There may be some concerns regarding the radiological measurements in the sagittal plane. The present study observed 17% and 86% outliers in the Robot- group for, respectively, the tibia slope and flexion of the femoral component as measured on lateral X-rays. These large amounts of outliers were also observed in the Control group, without significant differences between both groups. This worse outcome can partly be explained by the suboptimal quality of the lateral X-ray measurements as found between both observers (inter-observer agreement: 0.411) and was therefore not reliable. This low inter-observer agreement was disappointing that it should be considered invalid. A wide variety of different analyses in the literature are used to objectively determine the postoperative position for both the femur and tibia implants. Most of the literature studying postoperative implant position use long-standing radiographs. Determining sagittal component alignment using plain radiographs is challenging due to the effects of difficulty in establishing a true sagittal axis using standard lateral X-rays [31, 32]. Despite a good ICC for the evaluation of the frontal position of both femur and tibia implants, rotational alignment was not examined. Postoperative evaluation on 3D-CT has shown to be a valuable tool to measure position and orientation of both the femur and tibia components, including the implant rotation [33, 34]. Unfortunately, a postoperative 3D-CT is not routinely performed in our clinic. Future studies on the accuracy of the robotic-assisted system are needed with accurate CT-based measurements, to assess this observation.

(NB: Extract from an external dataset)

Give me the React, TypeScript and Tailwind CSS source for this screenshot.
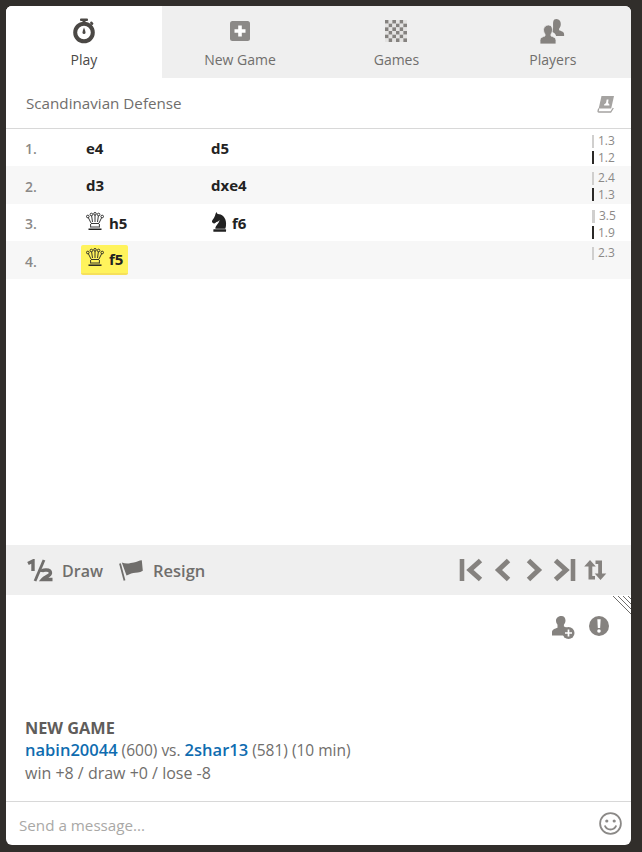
const font = { fontFamily: '"Open Sans", "Noto Sans", sans-serif' };

function Stopwatch() {
  return (
    <svg width="24" height="26" viewBox="0 0 24 26">
      <rect x="8" y="0.5" width="8" height="2.5" rx="1" fill="#4b4845" />
      <rect x="10.5" y="2" width="3" height="3" fill="#4b4845" />
      <rect x="18" y="4" width="3.5" height="2.5" rx="1" transform="rotate(45 19.7 5.2)" fill="#4b4845" />
      <circle cx="12" cy="14.5" r="8.8" fill="none" stroke="#4b4845" strokeWidth="4" />
      <path d="M12 9.5c1 2.500 1.500 4 1.500 5a1.500 1.500 0 0 1-3 0c0-1 .5-2.500 1.500-5z" fill="#4b4845" />
    </svg>
  );
}

function PlusBox() {
  return (
    <svg width="20" height="20" viewBox="0 0 20 20">
      <rect width="20" height="20" rx="2.500" fill="#8b8987" />
      <path d="M8.200 4.500h3.600v3.700h3.700v3.600h-3.700v3.700H8.200v-3.700H4.500V8.200h3.700z" fill="#fff" />
    </svg>
  );
}

function Checker() {
  const cells = [];
  for (let r = 0; r < 6; r++) {
    for (let c = 0; c < 6; c++) {
      cells.push(
        <rect key={`${r}-${c}`} x={c * 3.67} y={r * 3.67} width="3.67" height="3.67" fill={(r + c) % 2 ? "#e4e3e2" : "#85827f"} />
      );
    }
  }
  return (
    <svg width="22" height="22" viewBox="0 0 22 22">
      {cells}
    </svg>
  );
}

function PlayersIcon() {
  return (
    <svg width="25" height="25" viewBox="0 0 25 25" fill="#85827f">
      <path d="M16.500 0c2.800 0 4.300 2.200 4.300 5 0 2-.8 3.600-1.700 4.700v1.600c1.800.8 5 1.400 5 3.900v1.800h-8c-.4-2.500-2.400-3.500-4-4.300V11.500c.6-.9 1-2.100 1-3.300C13.100 3 12.700 0 16.500 0z" />
      <path d="M8.500 6c2.700 0 4 2.200 4 4.700 0 1.800-.6 3.200-1.500 4.300v2c2 .8 5 1.500 5 4.200V25H0v-3.800c0-2.700 3-3.400 5-4.200v-2c-.9-1.100-1.500-2.500-1.500-4.300C3.500 8.200 5.800 6 8.500 6z" stroke="#efefef" strokeWidth="0.800" />
    </svg>
  );
}

function BookIcon() {
  return (
    <svg className="mt-[1px]" width="18" height="18" viewBox="0 0 18 18">
      <path d="M4.500 1h12.500l-2.800 12.500H1.700z" fill="#a5a3a1" />
      <path d="M1.700 13.500L1 16.300c0 .5.300.7.800.7h11.900l2.600-4" fill="none" stroke="#a5a3a1" strokeWidth="1.300" />
      <path d="M9.700 4.500h1.800l-.4 3.500 1.300 1.500v1H7.100v-1L9 8z" fill="#fff" />
    </svg>
  );
}

function WhiteQueen() {
  return (
    <svg width="18" height="18" viewBox="0 0 18 18" fill="none" stroke="#222" strokeWidth="0.900">
      <circle cx="1.800" cy="4.500" r="1.300" />
      <circle cx="5.400" cy="2.500" r="1.300" />
      <circle cx="9" cy="1.800" r="1.300" />
      <circle cx="12.600" cy="2.500" r="1.300" />
      <circle cx="16.200" cy="4.500" r="1.300" />
      <path d="M2.300 5.600L5 11M5.600 3.700L6.500 10M9 3v7M12.400 3.700L11.500 10M15.700 5.600L13 11" />
      <path d="M5 11.500h8M4.600 12v2.800M13.400 12v2.800" />
      <path d="M2.500 17.200h13" strokeWidth="1.500" />
      <path d="M4 15h10" />
    </svg>
  );
}

function BlackKnight() {
  return (
    <svg width="16" height="20" viewBox="0 0 17 19" fill="#222" preserveAspectRatio="none">
      <path d="M5.500 0l1.600 1.800C11 1.700 16 4.500 16 11c0 2.400-.3 4-.8 5H4.600c0-3.300 3.900-4.600 4.500-8.300-1 1.300-2 1.600-3.300 1.800-.9.800-1.700 1.500-2.500 1.400C2.300 10.700.8 9.800 1 8.500 1.900 6.800 3.700 5.500 4.300 3.300z" />
      <rect x="2.500" y="16.300" width="13.500" height="2.400" rx="0.500" />
    </svg>
  );
}

function Half() {
  return (
    <svg className="shrink-0" width="27" height="23" viewBox="0 0 27 23" fill="none" stroke="#706e6c">
      <path d="M1 4.500l5-2.500v10" strokeWidth="3.400" />
      <path d="M17 1L8 22" strokeWidth="2.800" />
      <path d="M14.500 13c.5-2.500 9-3 9 1 0 3-5.500 3.500-8 6.500h10" strokeWidth="3.400" />
    </svg>
  );
}

function FlagIcon() {
  return (
    <svg width="24" height="24" viewBox="0 0 24 24">
      <path d="M1 5.500l4.500 17" stroke="#706e6c" strokeWidth="1.800" fill="none" />
      <path d="M2.800 4.500c5 2 9 .5 12 0 3-.5 5.500-2 8-2.200l1 10.500c-3 2-7 1.800-9.500 2.300-3 .5-5 2-6.800 2.400z" fill="#706e6c" />
    </svg>
  );
}

function NavIcons() {
  return (
    <div className="flex items-center">
      <svg width="24" height="24" viewBox="0 0 24 24" fill="none" stroke="#85827f">
        <path d="M3 1v22" strokeWidth="4.600" />
        <path d="M21.500 2.500L11 12l10.500 9.500" strokeWidth="5" />
      </svg>
      <svg className="ml-[11px]" width="18" height="24" viewBox="0 0 18 24" fill="none" stroke="#85827f">
        <path d="M14.500 2.500L4.500 12l10 9.500" strokeWidth="5" />
      </svg>
      <svg className="ml-[13px]" width="18" height="24" viewBox="0 0 18 24" fill="none" stroke="#85827f">
        <path d="M3.500 2.500L13.500 12 3.500 21.500" strokeWidth="5" />
      </svg>
      <svg className="ml-[10px]" width="24" height="24" viewBox="0 0 24 24" fill="none" stroke="#85827f">
        <path d="M20 1v22" strokeWidth="4.600" />
        <path d="M2.500 2.500L13 12 2.500 21.500" strokeWidth="5" />
      </svg>
      <svg className="ml-[7px]" width="23" height="22" viewBox="0 0 23 22" fill="#85827f">
        <path d="M6 1l5.800 6.500H8.300V17H11v3.500H4.500V7.500H.2z" />
        <path d="M16.500 21l-5.800-6.500h3.500V5h-2.700V1.500H18v13h4.300z" />
      </svg>
    </div>
  );
}

function AddFriendIcon() {
  return (
    <svg width="23" height="23" viewBox="0 0 23 23">
      <path d="M9.500 0c2.500 0 4 2 4 4.500 0 1.800-.8 3.200-1.600 4.200v1.800c1 .4 2.600.8 3.600 1.500-2.400 1.200-3.800 3.800-3.200 7.500H0v-3.400c0-2.600 3.200-3.500 5.500-4.300V8.700C4.700 7.700 4 6.300 4 4.500 4 2 6.500 0 9.500 0z" fill="#85827f" />
      <circle cx="16.500" cy="17" r="6" fill="#85827f" />
      <path d="M16.500 13.500v7M13 17h7" stroke="#fff" strokeWidth="1.700" />
    </svg>
  );
}

function AlertIcon() {
  return (
    <svg width="20" height="20" viewBox="0 0 19 19">
      <circle cx="9.500" cy="9.500" r="9.500" fill="#85827f" />
      <path d="M7.900 3h3.200l-.5 8.500H8.400z" fill="#fff" />
      <circle cx="9.500" cy="14.300" r="1.700" fill="#fff" />
    </svg>
  );
}

function Smiley() {
  return (
    <svg width="23" height="23" viewBox="0 0 23 23" fill="none" stroke="#8b8987" strokeWidth="1.800">
      <circle cx="11.500" cy="11.500" r="10.400" />
      <circle cx="7.800" cy="9" r="1.600" fill="#8b8987" stroke="none" />
      <circle cx="15.200" cy="9" r="1.600" fill="#8b8987" stroke="none" />
      <path d="M5.800 13.500c1.200 3 3.500 4 5.700 4s4.500-1 5.700-4" strokeWidth="2" />
    </svg>
  );
}

function ResizeCorner() {
  return (
    <svg className="absolute right-0 top-0" width="19" height="19" viewBox="0 0 19 19" stroke="#6f6d6b" strokeWidth="1">
      <path d="M1 1l18 18M6 1l13 13M11 1l8 8M16 1l3 3" />
    </svg>
  );
}

const tabs = [
  { label: "New Game", icon: <PlusBox /> },
  { label: "Games", icon: <Checker /> },
  { label: "Players", icon: <PlayersIcon /> },
];

const moves = [
  { n: "1.", white: "e4", black: "d5", times: ["1.3", "1.2"], row: "h-[37px] bg-white" },
  { n: "2.", white: "d3", black: "dxe4", times: ["2.4", "1.3"], row: "h-[38px] bg-[#f7f7f7]" },
  { n: "3.", white: "h5", whitePiece: "q", black: "f6", blackPiece: "n", times: ["3.5", "1.9"], row: "h-[37px] bg-white" },
  { n: "4.", white: "f5", whitePiece: "q", active: true, times: ["2.3"], row: "h-[38px] bg-[#f7f7f7]" },
];

function TimeBars({ times }: { times: string[] }) {
  return (
    <div className="flex w-[30px] shrink-0 flex-col self-start pt-[4px]">
      {times.map((t, i) => (
        <div key={t + i} className="flex h-[16.500px] items-center text-[12px] leading-none text-[#8b8987]">
          <span className={`mr-[4px] h-[13px] shrink-0 ${i === 0 ? "bg-[#d0cfce]" : "bg-[#2b2927]"} ${t === "3.5" ? "w-[3px]" : "w-[2px]"}`} />
          {t}
        </div>
      ))}
    </div>
  );
}

export default function App() {
  return (
    <div className="h-[852px] w-[642px] overflow-hidden bg-[#312e2b] p-[6px] pr-[11px]" style={font}>
      <div className="flex h-[839px] w-[625px] flex-col overflow-hidden rounded-[6px] bg-white">
        {/* Tabs */}
        <div className="flex h-[72px] shrink-0 bg-[#efefef]">
          <div className="flex w-[156px] flex-col items-center bg-white pt-[12px]">
            <div className="flex h-[26px] items-center"><Stopwatch /></div>
            <span className="mt-[6px] text-[14px] leading-[20px] text-[#4b4845]">Play</span>
          </div>
          {tabs.map((t) => (
            <div key={t.label} className="flex w-[156.500px] flex-col items-center pt-[12px]">
              <div className="flex h-[26px] items-center">{t.icon}</div>
              <span className="mt-[6px] text-[14px] leading-[20px] text-[#706e6c]">{t.label}</span>
            </div>
          ))}
        </div>

        {/* Opening */}
        <div className="flex h-[51px] shrink-0 items-center justify-between border-b border-[#d8d8d8] pl-[20px] pr-[16px]">
          <span className="text-[15.200px] text-[#706e6c]">Scandinavian Defense</span>
          <BookIcon />
        </div>

        {/* Moves */}
        <div className="flex-1">
          {moves.map((m) => (
            <div key={m.n} className={`flex items-center ${m.row}`}>
              <span className="w-[75px] pl-[19px] pt-[2px] text-[14px] font-semibold text-[#8b8987]">{m.n}</span>
              <div className="w-[130px] pl-[5px]">
                <span className={`inline-flex h-[30px] items-center gap-[5px] rounded-[2px] text-[15px] font-bold text-[#222] ${m.active ? "-ml-[5px] border-b-2 border-[#f6e05a] bg-[#fff35c] px-[5px]" : ""}`}>
                  {m.whitePiece && <span className="-mt-[4px]"><WhiteQueen /></span>}
                  <span className="pt-[1px]">{m.white}</span>
                </span>
              </div>
              <div className="w-[381px]">
                <span className="inline-flex h-[30px] items-center gap-[5px] text-[15px] font-bold text-[#222]">
                  {m.blackPiece && <span className="-mt-[2px]"><BlackKnight /></span>}
                  <span className="pt-[1px]">{m.black}</span>
                </span>
              </div>
              <TimeBars times={m.times} />
            </div>
          ))}
        </div>

        {/* Controls */}
        <div className="flex h-[50px] shrink-0 items-center bg-[#efefef] pl-[21px] pr-[24px]">
          <Half />
          <span className="ml-[8px] pt-[2px] text-[16px] font-semibold text-[#706e6c]">Draw</span>
          <div className="ml-[16px]"><FlagIcon /></div>
          <span className="ml-[10px] pt-[2px] text-[16.500px] font-semibold text-[#706e6c]">Resign</span>
          <div className="ml-auto"><NavIcons /></div>
        </div>

        {/* Chat */}
        <div className="relative flex h-[206px] shrink-0 flex-col px-[19px]">
          <ResizeCorner />
          <div className="flex justify-end gap-[14px] pr-[3px] pt-[21px]">
            <AddFriendIcon />
            <AlertIcon />
          </div>
          <div className="mt-auto pb-[17px] text-[16px] leading-[22px] text-[#706e6c]">
            <div className="text-[16.300px] font-bold text-[#5f5d5b]">NEW GAME</div>
            <div className="mb-[1px] text-[15.500px]">
              <span className="text-[16.500px] font-semibold text-[#0f6cb0]">nabin20044</span> (600) vs.{" "}
              <span className="text-[16.500px] font-semibold text-[#0f6cb0]">2shar13</span> (581) (10 min)
            </div>
            <div>win +8 / draw +0 / lose -8</div>
          </div>
        </div>

        {/* Input */}
        <div className="flex h-[44px] shrink-0 items-center justify-between border-t border-[#d8d8d8] pl-[13px] pr-[9px]">
          <span className="pt-[3px] text-[15.200px] text-[#a9a8a6]">Send a message...</span>
          <Smiley />
        </div>
      </div>
    </div>
  );
}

A valuable strength of this study was the well-described patient cohorts due to the extensive information available in the patient’s medical records. This allowed matching of patients from the Robot-group with suitable patients from the Control group. Another particular strength of this study was that both surgeons operated with the robot and conventional alignment tools and with use of the different designs of implants. These strengths provide less sensitivity for selection bias in this study.

In this study, 2 patients were excluded because of technical issues of the Navio tracking system. Both cases were switched to conventional instrumentation peroperatively. Here we report setup issues in the early experience with the Navio robot. As mentioned before, a learning curve is to be expected with the use of a novel technology.

Together with the retrospective design of the study, the most important limitation was the limited number of patients. The study was designed for radiographic analysis of the postoperative MA with the use of long-leg standing X-rays. Therefore, a type II error cannot be ruled out. A post hoc power analysis revealed a power of 0.669 (1− β). Based on these results, we performed a power analyses with effect size of 0.4, power (1− β) set at 0.80 and a = 0.05 (two-tailed). Approximately 105 patients in each group are needed to obtain statistical power at the recommended 0.80 level.

Finally, despite the retrospective nature of this study, with a limited number of patients, this is the first study comparing an image-free handheld robot with conventional alignment for TKA giving valuable insight about the use of a promising knee alignment tool addressing a relevant outcome. The results illustrate that an image-free handheld robot for TKA can help to restore the desired limb alignment and accurate tibial implant position.

Conclusion

The present study illustrates that this simplified surgical robot technique for TKA is effective with acceptable radiological outcome. The Robot-group showed significantly less mechanical axis outliers compared to the conventional technique. Whether these differences are clinically relevant is questionable and should be investigated on the long term. Randomized controlled trials with larger patient series will be needed in the future to confirm our preliminary results.